Opinión | LA RAZÓN MANDA

De nuevo la Transición

Exaltado este periodo, ojalá no se hubiera necesitado de haber podido participar en la reconstrucción de Europa en los años 50

Qué sé yo la de veces que hemos escrito sobre la bienaventurada Transición, ese apaciguamiento, esa avenencia -aunque todavía quedan injusticias por solventar- de las dos Españas que, con la Constitución de la Concordia, puso fin a 40 años de franquismo: época sin libertades, sin pluralismo, sin democracia.

Siempre hemos dilatado el tiempo de la Transición, llevándola hasta que ingresamos en la actual Unión Europea (1986), porque fue la conclusión del aislamiento padecido durante la dictadura y el regreso a nuestros orígenes culturales. Pero la salida del agujero en el que caímos tras los horrores de la guerra civil, pudo haber ocurrido mucho tiempo antes de la Transición: entre 1948 y 1952, cuatrienio principal del Plan Marshall para la reconstrucción europea, en el que España no tuvo vela porque Franco había sido aliado de Hitler y Mussolini y su desaparición de la escena política fue la condición ineludible que puso Truman para que participáramos en aquel diluvio de dólares -21 billones- que pusieron en pie al viejo continente, en auge a las industrias de los USA y en prólogo a la guerra fría que separó en dos bloques irreconciliables a los aliados que habían vencido a las paranoicas potencias del Eje.

Aunque Rilke dijo -y muchas veces le hicimos caso- que es mezquino hablar de lo que no fue, en singulares ocasiones, debemos efectuar una excepción para no descafeinar la tozuda verdad histórica. Por lo tanto, hemos de precisar, lamentándolo, que España solo obtuviese, muy tarde, algunas migajas del Plan norteamericano, aunque el ministro de Asuntos Exteriores, Martín Artajo, hizo grandes esfuerzos -hay documentos que lo atestiguan- para que España recibiera parte de las ayudas. Pero dichos esfuerzos personales fracasaron porque Franco, que tanto quería a su España, amaba más el poder, al que estuvo indisolublemente unido hasta que lo desalojó la muerte en 1975.

En alguna ocasión, llevados por lo antedicho, escribimos que la Transición fue una etapa ejemplar, pero habría sido innecesaria si España, tras la Segunda Guerra Mundial, hubiese tenido un régimen de libertades y, consecuentemente, sido partícipe de los fondos que resucitaron a Europa. Pero, la penosa realidad es que, mientras ese resurgir sucedía en los países de nuestro alrededor, aquí continuábamos con las cartillas de racionamiento, el estraperlo, los rosarios de la aurora, «la pertinaz sequía que asola nuestros campos» y algunos tiros de gracia al amanecer. Esa es la verdad que no se la salta ni un galgo ni un torero y que, tantas veces, nos la tergiversaron.

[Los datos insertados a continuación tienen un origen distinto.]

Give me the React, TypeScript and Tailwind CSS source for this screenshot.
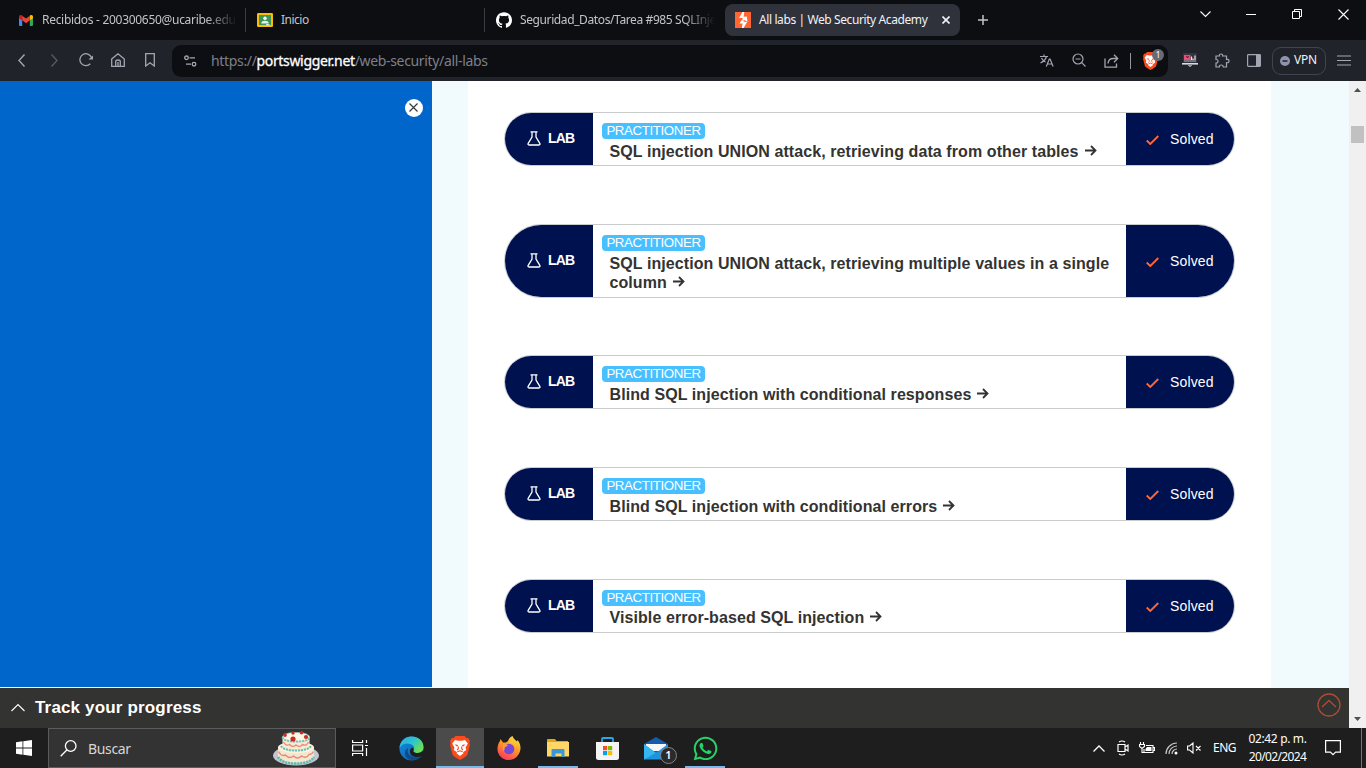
import type { ReactNode } from "react";
import { SiGithub } from "react-icons/si";
import { FaWhatsapp } from "react-icons/fa";

function Box({ children, className = "w-8" }: { children: ReactNode; className?: string }) {
  return <div className={`flex h-full shrink-0 items-center justify-center ${className}`}>{children}</div>;
}

function Line({ d, w = 16, h = 16, sw = 1.3, className = "" }: { d: string; w?: number; h?: number; sw?: number; className?: string }) {
  return (
    <svg width={w} height={h} viewBox={`0 0 ${w} ${h}`} fill="none" stroke="currentColor" strokeWidth={sw} className={`shrink-0 ${className}`}>
      <path d={d} />
    </svg>
  );
}

function GmailIcon() {
  return (
    <svg width="14" height="11" viewBox="0 0 14 11" className="shrink-0">
      <path d="M0 2h3.200v9H1a1 1 0 0 1-1-1z" fill="#4285f4" />
      <path d="M10.800 2H14v8a1 1 0 0 1-1 1h-2.200z" fill="#34a853" />
      <path d="M0 1.700C0 0 2 -.5 3.200.5V5.500L0 3.200z" fill="#c5221f" />
      <path d="M14 1.700C14 0 12-.5 10.800.5V5.500L14 3.200z" fill="#fbbc04" />
      <path d="M3.200.7L7 3.500 10.800.7V5.300L7 8.200 3.200 5.300z" fill="#ea4335" />
    </svg>
  );
}

function ClassroomIcon() {
  return (
    <svg width="16" height="14" viewBox="0 0 16 14" className="shrink-0">
      <rect width="16" height="14" rx="1.200" fill="#fbbc04" />
      <rect x="2" y="2" width="12" height="10" fill="#3c9657" />
      <circle cx="8" cy="5.300" r="1.700" fill="#fff" />
      <path d="M4.200 10.500c0-2 2-2.700 3.800-2.700s3.800.7 3.800 2.700z" fill="#e6f4ea" />
      <path d="M9 11h3.500v1.500H9z" fill="#d5e0d5" />
    </svg>
  );
}

function PortSwiggerIcon() {
  return (
    <svg width="16" height="16" viewBox="0 0 16 16" className="shrink-0">
      <rect width="16" height="16" fill="#ff6633" />
      <path d="M7.500 0H9.300L8.600 4.700H11.800L9.500 8H7.300L7.800 6H4z" fill="#fff" />
      <path d="M8.500 16H6.900L7.500 11.500H4.500L6.500 8.300h2.300L8.500 9.800H12.300z" fill="#fff" />
      <path d="M9.500 4.700h2.300L12.500 9.500 9 8z" fill="#fff" />
    </svg>
  );
}

function TabStrip() {
  return (
    <div className="flex h-10 items-center bg-[#0d0e12] text-[12px] text-[#c3c4c8]">
      <div className="flex h-6 w-[246px] items-center border-r border-[#3a3c43] pl-[19px]">
        <GmailIcon />
        <div className="ml-[9px] w-[195px] whitespace-nowrap tracking-[-0.3px] [mask-image:linear-gradient(to_right,black_84%,transparent)]">
          Recibidos - 200300650@ucaribe.edu
        </div>
      </div>
      <div className="flex h-6 w-[239px] items-center border-r border-[#3a3c43] pl-[11px]">
        <ClassroomIcon />
        <span className="ml-2 tracking-[-0.5px]">Inicio</span>
      </div>
      <div className="flex h-6 w-[240px] items-center pl-[11px]">
        <SiGithub size={16} className="shrink-0 text-white" />
        <div className="ml-2 w-[195px] whitespace-nowrap tracking-[-0.39px] [mask-image:linear-gradient(to_right,black_84%,transparent)]">
          Seguridad_Datos/Tarea #985 SQLInje
        </div>
      </div>
      <div className="flex h-8 w-[235px] items-center rounded-lg bg-[#2f323b] pl-[10px] text-[#f2f3f7]">
        <PortSwiggerIcon />
        <div className="ml-2 w-[180px] whitespace-nowrap tracking-[-0.4px]">All labs | Web Security Academy</div>
        <Line w={8} h={8} sw={1.6} d="M.5.5l7 7M7.500.5l-7 7" className="ml-[3px]" />
      </div>
      <Box className="w-[46px]"><Line w={10} h={10} sw={1.5} d="M5 0v10M0 5h10" /></Box>
      <div className="ml-auto flex h-7 items-center self-start text-white">
        <Box className="w-[46px]"><Line w={11} h={7} sw={1.1} d="M.5.5l5 5 5-5" /></Box>
        <Box className="w-[46px]"><Line w={10} h={2} sw={1} d="M0 1.500h10" /></Box>
        <Box className="w-[46px]"><Line w={10} h={10} sw={1} d="M.5 2.500h7v7h-7zM2.500 2.500v-2h7v7h-2" /></Box>
        <Box className="w-[46px]"><Line w={11} h={11} sw={1.1} d="M.5.5l10 10M10.500.5l-10 10" /></Box>
      </div>
    </div>
  );
}

function BraveLion({ small }: { small?: boolean }) {
  return (
    <svg viewBox="0 0 20 24" className={small ? "h-[18px] w-[15px]" : "h-6 w-5"}>
      <path d="M5.500 0h9l2 2 2 .3 1.500 3-.7 2L20 9l-2.500 9.500Q17 20 10 24 3 20 2.500 18.500L0 9l.7-1.700L0 5.300l1.500-3 2-.3z" fill="#fb4a1c" />
      <path d="M5 4l3 .7h4L15 4l2.800 3.500-2.300 4.200.8 2.300-3.300 2.200.5 1L10 20l-3.500-2.800.5-1L3.700 14l.8-2.300L2.200 7.500z" fill="#fff" />
      <path d="M5 8.200l3 .9-.4 1.400L6 10zM15 8.200l-3 .9.4 1.400L14 10z" fill="#fb4a1c" />
      <path d="M8.300 10.500v2.200L7 14.200M11.700 10.500v2.200l1.300 1.500M7.300 15.800L10 14.800l2.700 1" fill="none" stroke="#fb4a1c" strokeWidth="1.100" />
    </svg>
  );
}

function Toolbar() {
  return (
    <div className="flex h-[41px] items-center bg-[#21232b] pl-[6px] text-[#a3a6b2]">
      <Box><Line w={8} h={13} sw={1.4} d="M6.500.5l-5.500 6 5.500 6" /></Box>
      <Box><Line w={8} h={13} sw={1.4} d="M1.500.5l5.500 6-5.500 6" className="text-[#565963]" /></Box>
      <Box>
        <svg width="15" height="14" viewBox="0 0 15 14" className="-mt-px shrink-0" fill="none" stroke="currentColor" strokeWidth="1.300">
          <path d="M11.300 10.800a6 6 0 1 1 1.200-6.300" />
          <path d="M14 2.500V6.500H9.500z" fill="currentColor" stroke="none" />
        </svg>
      </Box>
      <Box><Line w={14} h={14} sw={1.3} d="M.7 6L7 .8 13.300 6v7.300H.7zM4.700 13V8.500q0-1.500 2.300-1.500t2.300 1.500V13M7 9v4" className="-mt-px" /></Box>
      <Box><Line w={10} h={14} sw={1.3} d="M.7.7h8.600v12.300L5 9.800.7 13z" className="-mt-px" /></Box>
      <div className="ml-[6px] flex h-8 w-[996px] items-center rounded-[9px] bg-[#0d0e12] pl-[2px]">
        <Box>
          <svg width="13" height="12" viewBox="0 0 13 12" fill="none" stroke="currentColor" strokeWidth="1.300">
            <circle cx="2.500" cy="2.800" r="1.800" /><path d="M5.500 2.800H11M2 9.200h5" /><circle cx="10" cy="9.200" r="1.800" />
          </svg>
        </Box>
        <div className="-mt-px ml-[5px] whitespace-nowrap text-[14px] tracking-[-0.34px] text-[#7d808a]">
          https://<span className="text-white [-webkit-text-stroke:0.3px_white]">portswigger.net</span>/web-security/all-labs
        </div>
        <div className="ml-auto flex h-full items-center pr-[2px]">
          <Box><Line w={14} h={13} sw={1.2} d="M0 2.500h8M4 .5v2M6.500 2.500Q5.500 6.500.5 9M1.500 4Q3 7 5.500 8M6.300 12.500l3-7.500h.8l3 7.500M7.500 10h4.500" /></Box>
          <Box><Line w={14} h={14} sw={1.2} d="M11 6A5 5 0 1 1 1 6A5 5 0 1 1 11 6M9.700 9.700l3.800 3.800M3.500 6h5" className="-mt-px" /></Box>
          <Box><Line w={15} h={14} sw={1.3} d="M1 4.500v8.700h11.500V9.500M4 9.500Q4.500 4.500 9 4.500h4.500M10 .8l3.700 3.700L10 8.200" /></Box>
          <div className="mx-[3px] h-4 w-px bg-[#9497a2]" />
          <div className="relative flex h-8 w-8 items-center justify-center">
            <BraveLion small />
            <div className="absolute top-[4px] left-[18px] flex size-3 items-center justify-center rounded-full bg-[#686a77] text-[8px] text-white">1</div>
          </div>
        </div>
      </div>
      <div className="ml-[6px] flex h-full items-center">
        <Box>
          <svg width="16" height="15" viewBox="0 0 16 15">
            <path d="M1 0h14v10H1z" fill="#34343f" /><path d="M2 2h6.500v5H2z" fill="#f34b78" /><path d="M4.500 3l1 2 1-2" stroke="#5b1630" fill="none" /><path d="M9.500 3.500v3.500M11 5.500v1.500M13 2.500v4.500" stroke="#e8eaef" strokeWidth="1.200" /><path d="M2 8h12" stroke="#aab0ba" /><path d="M0 10.800h16" stroke="#d9dbe0" strokeWidth="1.600" /><path d="M6 12h4v1H9v1H7v-1H6z" fill="#8794a1" />
          </svg>
        </Box>
        <Box><Line w={15} h={15} sw={1.2} d="M1 3h3.500Q4 1 6 1t1.600 2H11.500v3.500Q14 6 14 8t-2.500 1.700V14H8.300Q8.300 12 6.300 12T4.300 14H1V10Q3 10 3 8.200T1 6.500z" /></Box>
        <Box>
          <svg width="14" height="13" viewBox="0 0 14 13"><rect x=".6" y=".6" width="12.800" height="11.800" rx=".8" fill="none" stroke="currentColor" strokeWidth="1.200" /><path d="M9 1h4.500v11H9z" fill="currentColor" /></svg>
        </Box>
        <div className="ml-[2px] flex h-7 w-[54px] items-center rounded-[9px] border border-[#41444f] pl-[7px] text-[12px] text-[#f0f1f5]">
          <svg width="10" height="10" viewBox="0 0 10 10" className="shrink-0"><circle cx="5" cy="5" r="5" fill="#8f93ab" /><path d="M2.500 5h5" stroke="#21232b" strokeWidth="1.500" /></svg>
          <span className="-mt-px ml-1 tracking-[-0.2px]">VPN</span>
        </div>
        <Box className="ml-[2px] w-8"><Line w={14} h={11} sw={1.2} d="M0 1h14M0 5.500h14M0 10h14" /></Box>
      </div>
    </div>
  );
}

function Arrow() {
  return <Line w={12} h={11} sw={1.8} d="M0 5.500h11M6 1l4.500 4.500L6 10" className="ml-[6px] inline-block align-[1px]" />;
}

const labs = [
  { title: "SQL injection UNION attack, retrieving data from other tables", size: "h-[54px]", gap: "mt-[31px]", lift: "mt-[3px]" },
  { title: "SQL injection UNION attack, retrieving multiple values in a single column", size: "h-[74px]", gap: "mt-[58px]", lift: "mt-[3px]" },
  { title: "Blind SQL injection with conditional responses", size: "h-[54px]", gap: "mt-[57px]", lift: "mt-[3px]" },
  { title: "Blind SQL injection with conditional errors", size: "h-[54px]", gap: "mt-[58px]", lift: "mt-[3px]" },
  { title: "Visible error-based SQL injection", size: "h-[54px]", gap: "mt-[58px]", lift: "mt-[2px]" },
];

function LabRow({ title, size, gap, lift }: { title: string; size: string; gap: string; lift: string }) {
  return (
    <div className={`flex w-[731px] overflow-hidden rounded-full border border-[#c8cccd] bg-white ${size} ${gap}`}>
      <div className="flex w-[88px] shrink-0 items-center bg-[#00114f] pb-[2px] pl-[22px] text-white">
        <Line w={14} h={15} sw={1.3} d="M3.500.8h7M5 1v5L1.200 12.300Q.5 14 2 14h10q1.500 0 .8-1.700L9 6V1" />
        <span className="ml-[7px] text-[14px] font-bold tracking-[-0.8px]">LAB</span>
      </div>
      <div className="w-[533px] shrink-0 pt-[10px] pl-[9px]">
        <div className="flex h-4 w-[103px] items-center justify-center rounded-[4px] bg-[#48bfff] text-[13.300px] leading-4 whitespace-nowrap text-white">
          <span className="-mt-px tracking-[-0.4px]">PRACTITIONER</span>
        </div>
        <div className={`ml-[7.500px] text-[16px] leading-[19px] font-bold tracking-[0.085px] text-[#333332] ${lift}`}>
          {title}
          <Arrow />
        </div>
      </div>
      <div className="flex flex-1 items-center bg-[#00114f] pl-5 text-white">
        <Line w={13} h={10} sw={1.9} d="M.7 5.500L4.300 9 12.300 1" className="mt-[2px] text-[#ff6633]" />
        <span className="ml-[11px] text-[14px] tracking-[0.15px]">Solved</span>
      </div>
    </div>
  );
}

function Page() {
  return (
    <div className="flex h-[647px]">
      <div className="flex w-[1349px] flex-col">
        <div className="flex h-[607px] bg-[#f1fafc]">
          <div className="flex h-[606px] w-[432px] justify-end bg-[#0066cc] pt-[18px] pr-[9px]">
            <div className="flex size-[18px] items-center justify-center rounded-full bg-white text-[#333332]">
              <Line w={9} h={9} sw={1.1} d="M.5.5l8 8M8.500.5l-8 8" className="-mt-[2px] -ml-px" />
            </div>
          </div>
          <div className="ml-9 w-[803px] bg-white pl-9">
            {labs.map((lab) => <LabRow key={lab.title} {...lab} />)}
          </div>
        </div>
        <div className="flex h-10 items-center bg-[#333332] pr-[8px] pl-[11px] text-white">
          <Line w={14} h={9} sw={1.1} d="M.5 8L7 1.500 13.500 8" className="-mt-[2px]" />
          <span className="ml-[10px] text-[17px] font-bold tracking-[0.16px]">Track your progress</span>
          <svg width="24" height="24" viewBox="0 0 24 24" fill="none" stroke="#a84e33" strokeWidth="1.300" className="-mt-[6px] ml-auto">
            <circle cx="12" cy="12" r="11" /><path d="M5 14l7-6.500 7 6.500" />
          </svg>
        </div>
      </div>
      <div className="flex w-[17px] flex-col items-center bg-[#f0f0f0] pt-[7px] pb-[7px]">
        <svg width="7" height="4" viewBox="0 0 7 4"><path d="M0 4l3.500-4L7 4z" fill="#505050" /></svg>
        <div className="mt-[34px] h-[17px] w-[13px] bg-[#c1c1c1]" />
        <svg width="7" height="4" viewBox="0 0 7 4" className="mt-auto"><path d="M0 0l3.500 4L7 0z" fill="#505050" /></svg>
      </div>
    </div>
  );
}

function Cake() {
  return (
    <svg width="46" height="36" viewBox="0 0 46 36" className="shrink-0">
      <ellipse cx="23" cy="25.500" rx="23" ry="10" fill="#c3c5d0" />
      <path d="M5 17.500v9.500q3 6.500 18 6.500T41 27v-9.500z" fill="#f3e7cf" />
      <ellipse cx="23" cy="17.500" rx="18" ry="5.500" fill="#fff1da" />
      <path d="M9.500 7v9q3 4 13.500 4t13.500-4V7z" fill="#f8ead3" />
      <ellipse cx="23" cy="7" rx="13.500" ry="4.500" fill="#fff6e4" />
      <g fill="none" strokeWidth="2" strokeDasharray="2.200 .8">
        <path d="M9.500 7q1 4.500 13.500 4.500T36.500 7" stroke="#73c5ba" />
        <path d="M9.500 6.500Q12 2.500 23 2.500t13.500 4" stroke="#8fd0c5" strokeWidth="1" />
        <path d="M8 16q3 4.500 15 4.500T38 16" stroke="#66bfb4" />
        <path d="M5 27q4 6.500 18 6.500T41 27" stroke="#5dbbb0" strokeWidth="2.500" />
      </g>
      <path d="M10.500 12q2.500 4.500 6 2.500 3 3.500 6.500.5 4 3 6.500-.5 4 2 6-2.500M5.500 21.500q3 5.500 7 3.500 4 4.500 8 1 4 4 8 0 5 3 7.500-1.500 3 0 4.500-3" stroke="#e98a7c" strokeWidth="1.400" fill="none" />
      <g fill="#c82d2b"><circle cx="12" cy="5" r="1.900" /><circle cx="20" cy="3" r="1.700" /><circle cx="28.500" cy="2.800" r="1.800" /><circle cx="33" cy="7" r="2.100" /><circle cx="20" cy="9" r="2.600" /></g>
    </svg>
  );
}

function EdgeIcon() {
  return (
    <svg width="25" height="25" viewBox="0 0 25 25">
      <defs>
        <linearGradient id="edge-top" x1="0" y1="0" x2="1" y2=".6"><stop offset="0" stopColor="#2caae7" /><stop offset=".55" stopColor="#2cc4cf" /><stop offset="1" stopColor="#70df4c" /></linearGradient>
        <linearGradient id="edge-low" x1="0" y1="0" x2="1" y2="1"><stop offset="0" stopColor="#168ee2" /><stop offset="1" stopColor="#0c59a4" /></linearGradient>
      </defs>
      <circle cx="12.500" cy="12.500" r="12" fill="url(#edge-low)" />
      <path d="M.5 12C1 5 6 .5 12.500.5c7 0 12 4.500 12 10.500 0 4-3 6-6 6-3.500 0-4.500-1.500-4-2.700 1-1.500 1-3.300-.5-4.800C10.500 6.500 3.500 6.500.5 12z" fill="url(#edge-top)" />
      <path d="M9 12c-2 7 4 11.500 14 8-5 6-16 5.500-17-2-.3-3 1-5 3-6z" fill="#114a8b" />
      <path d="M14.500 14.300c-.5 1.200.5 2.700 4 2.700 2 0 4-.5 5.300-2.200L25 18l-2 2c-5 2-11 1-12-3.500-.4-2 .4-4 2-5 1.800.8 2 2 1.500 2.800z" fill="#1e1e1e" />
    </svg>
  );
}

function FirefoxIcon() {
  return (
    <svg width="24" height="24" viewBox="0 0 24 24">
      <defs><linearGradient id="fox" x1=".8" y1="0" x2=".3" y2="1"><stop offset="0" stopColor="#ffe53c" /><stop offset=".5" stopColor="#ff9225" /><stop offset="1" stopColor="#fb3662" /></linearGradient></defs>
      <path d="M15.500 0c1 3 3 4 4.500 5.500L20.500 4C23 7 24 10.500 23.300 14 22 20 17.500 24 12 24 5 24 0 18.500.5 12 .8 9 1.500 7 3 5L3.500 3l2.500 3.500h3l2-1.500c1-3 2.500-4 4.500-5z" fill="url(#fox)" />
      <circle cx="12" cy="13" r="5.300" fill="#7647d8" />
      <path d="M5.500 8.500c2-1 4-.5 5.500.7l-2 1.500c-1.500.6-2 2-1 3l-2 1z" fill="#ff9b2b" />
      <path d="M12 7c4-1 7 1.500 6.500 6 1.500-4-.5-8-5.500-7.500z" fill="#ffc63e" />
    </svg>
  );
}

function FolderIcon() {
  return (
    <svg width="22" height="19" viewBox="0 0 22 19">
      <path d="M0 1q0-1 1-1h7l1.500 2H21v5H0z" fill="#e5a50f" /><path d="M0 3h22v14.500H0z" fill="#ffd766" /><path d="M4.500 11q0-1 1-1h11q1 0 1 1v7h-3v-3.500h-6V18h-4z" fill="#3b97d8" />
    </svg>
  );
}

function StoreIcon() {
  return (
    <svg width="23" height="23" viewBox="0 0 23 23">
      <path d="M6 6V2q0-1 1-1h9q1 0 1 1v4" stroke="#28a8e8" strokeWidth="1.800" fill="none" /><path d="M0 5h23v15.500q0 2.500-2.500 2.500h-18Q0 23 0 20.500z" fill="#f4f4f4" />
      <path d="M7 9h4.200v4.200H7z" fill="#f25022" /><path d="M12 9h4.200v4.200H12z" fill="#7fba00" /><path d="M7 14h4.200v4.200H7z" fill="#00a4ef" /><path d="M12 14h4.200v4.200H12z" fill="#ffb900" />
    </svg>
  );
}

function MailIcon() {
  return (
    <svg width="24" height="23" viewBox="0 0 24 23"><path d="M0 7l12-7 12 7v10H0z" fill="#145da8" /><path d="M2 7h20v7H2z" fill="#f7f8fa" /><path d="M0 7l12 9L24 7v15.500H0z" fill="#1d94e0" /><path d="M0 22.500L14 14.500l-2 1.500L0 7z" fill="#35b6ef" /></svg>
  );
}

function TaskButton({ children, active, open }: { children: ReactNode; active?: boolean; open?: boolean }) {
  return (
    <div className={`relative flex h-10 w-12 items-center justify-center ${active ? "bg-[#4b4b4b]" : ""}`}>
      {children}
      {(active || open) && <div className={`absolute bottom-0 h-[2px] bg-[#76b9ed] ${active ? "w-12" : "w-10"}`} />}
    </div>
  );
}

function Taskbar() {
  return (
    <div className="flex h-10 items-center bg-[#1e1e1e] text-white">
      <Box className="w-12"><svg width="16" height="16" viewBox="0 0 16 16" fill="#fff"><path d="M0 2.200L6.500 1.300V7.600H0zM7.300 1.200L16 0V7.600H7.300zM0 8.400H6.500V14.700L0 13.800zM7.300 8.400H16V16L7.300 14.800z" /></svg></Box>
      <div className="flex h-10 w-72 items-center border border-[#5c5c5c] bg-[#333333] pr-4 pl-[11px]">
        <Line w={17} h={17} sw={1.3} d="M16 6A5.300 5.300 0 1 1 5.400 6A5.300 5.300 0 1 1 16 6M6.800 10L.7 16.200" />
        <span className="mt-px ml-[11px] text-[14px] tracking-[-0.35px] text-[#d6d6d6]">Buscar</span>
        <div className="ml-auto"><Cake /></div>
      </div>
      <Box className="w-12"><Line w={16} h={16} sw={1.2} d="M.6 0v2.500h10V0M.6 5h10v6H.6zM.6 16v-2.500h10V16M14.500 0v3M14.500 8v8M13 5.500h3" /></Box>
      <div className="ml-[3px] flex gap-px">
        <TaskButton><EdgeIcon /></TaskButton>
        <TaskButton active><BraveLion /></TaskButton>
        <TaskButton><FirefoxIcon /></TaskButton>
        <TaskButton open><FolderIcon /></TaskButton>
        <TaskButton><StoreIcon /></TaskButton>
        <TaskButton>
          <MailIcon />
          <div className="absolute top-[19px] left-[28px] flex size-[17px] items-center justify-center rounded-full border border-[#858585] bg-[#2a2a2a] text-[11px] font-semibold">1</div>
        </TaskButton>
        <TaskButton open><FaWhatsapp size={27} className="text-[#25d366]" /></TaskButton>
      </div>
      <div className="ml-auto flex h-full items-center">
        <Box className="w-6"><Line w={12} h={7} sw={1.3} d="M.5 6.500L6 1l5.500 5.500" /></Box>
        <Box className="w-6"><Line w={12} h={16} sw={1.2} d="M1 4.500h7v7H1zM8 7l3-2v6L8 9M2 2q3-2 6 0M2 14q3 2 6 0" /></Box>
        <Box className="w-6"><svg width="16" height="13" viewBox="0 0 16 13" fill="none" stroke="#fff" strokeWidth="1.100"><path d="M1.500 0v2M4.500 0v2M.5 2.500h5v2L3 6.500.5 4.500zM3 6v4.500H5M7 3.500h7v7H5V7M14.500 5.500h1v3h-1" /><path d="M8 5h4.500v4H6.500V7z" fill="#fff" stroke="none" /></svg></Box>
        <Box className="w-6"><svg width="13" height="13" viewBox="0 0 13 13" fill="none" stroke="#c5c5c5" strokeWidth="1.200"><path d="M1 12A11 11 0 0 1 12 1M4 12a8 8 0 0 1 8-8M7 12a5 5 0 0 1 5-5" /><circle cx="11" cy="11" r="1.500" fill="#fff" stroke="none" /></svg></Box>
        <Box className="w-[22px]"><Line w={15} h={12} sw={1.1} d="M.6 4h2L6 1v10L2.600 8h-2zM9 4l4.500 4.500M13.500 4L9 8.500" /></Box>
        <span className="ml-2 w-[24px] text-[12px] tracking-[-0.5px]">ENG</span>
        <div className="ml-1 flex w-[73px] flex-col items-center text-[12px] leading-[18px] whitespace-nowrap">
          <span className="tracking-[-0.35px]">02:42 p. m.</span>
          <span className="tracking-[-0.65px]">20/02/2024</span>
        </div>
        <Box className="w-[38px]"><Line w={16} h={16} sw={1.2} d="M.6.6h14.800v11.500h-4.800L8 14.700 5.400 12.100H.6z" /></Box>
        <div className="mr-1 ml-[9px] h-10 w-px bg-[#727272]" />
      </div>
    </div>
  );
}

export default function App() {
  return (
    <div className="h-[768px] w-[1366px] overflow-hidden font-['Noto_Sans',sans-serif]">
      <TabStrip />
      <Toolbar />
      <div className="font-['Liberation_Sans',sans-serif]"><Page /></div>
      <Taskbar />
    </div>
  );
}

Esta reflexión nos conduce a considerar que los frutos democráticos de la Transición pusieron, igualmente, de manifiesto, diez siglos después, la razón que llevaba un muladí cordobés, Abenhazam, tratadista del amor sufí, cuando escribió: «La flor de la guerra civil es siempre infecunda». Y tanto.

Exaltada sea la Transición, pero ojalá no la hubiésemos necesitado, de haber podido participar en la reconstrucción de Europa cuando corrían los años 50 del siglo pasado. Es decir, veintitantos años antes de la Constitución del 78.

Y, por último, un favor: que nadie vea en los que acabamos de escribir un lamento, pues solo es la verificación -para que lo conozcan las nuevas generaciones, tan poco aficionadas a la Historia- de lo que pudo haber sucedido y no aconteció.